Q: Can I hold ETFs and mutual funds together in the same portfolio?

A: Yes. You can mix ETFs and mutual funds within a portfolio without issue. Choose based on cost, tax implications, and convenience. Some investors use mutual funds for automatic contributions and ETFs for trading flexibility.

Q: How many individual stocks should I hold if I want diversification?

A: Academic research suggests holding 20, 30 well-chosen stocks can materially reduce unsystematic risk compared to owning just a few. For broad diversification and simplicity, a single total-market ETF may be a better choice than trying to manage many individual stocks.

Bottom Line

Individual stocks offer targeted exposure and the potential for outsized returns, but they come with greater company-specific risk and require time to research and monitor. ETFs and mutual funds provide instant diversification, professional management (if active), and easier implementation for most long-term goals.

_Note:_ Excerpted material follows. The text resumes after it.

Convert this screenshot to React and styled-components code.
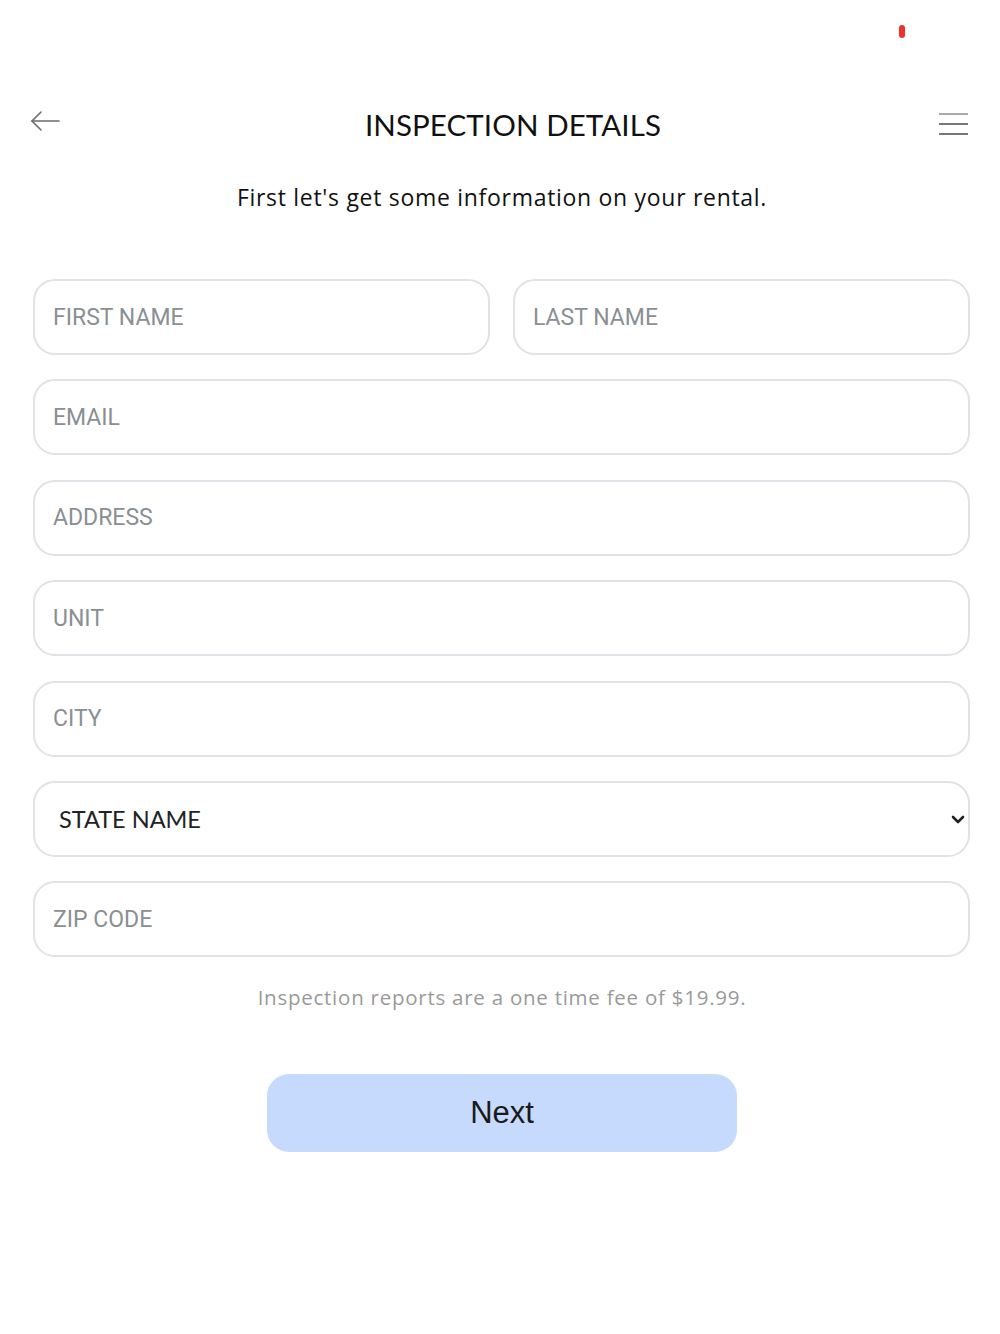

Your choice should reflect your goals, time horizon, risk tolerance, tax situation, and how much time you want to spend managing investments. A common beginner-friendly approach is to build a diversified fund-based core and add a few individual stocks only if you have strong reasons and can tolerate the extra risk.

Next steps: define your goals, pick an appropriate account type (taxable vs retirement), compare expense ratios and tax treatment, and start with a simple, diversified fund. Continue learning about asset allocation and rebalancing to keep your plan on track.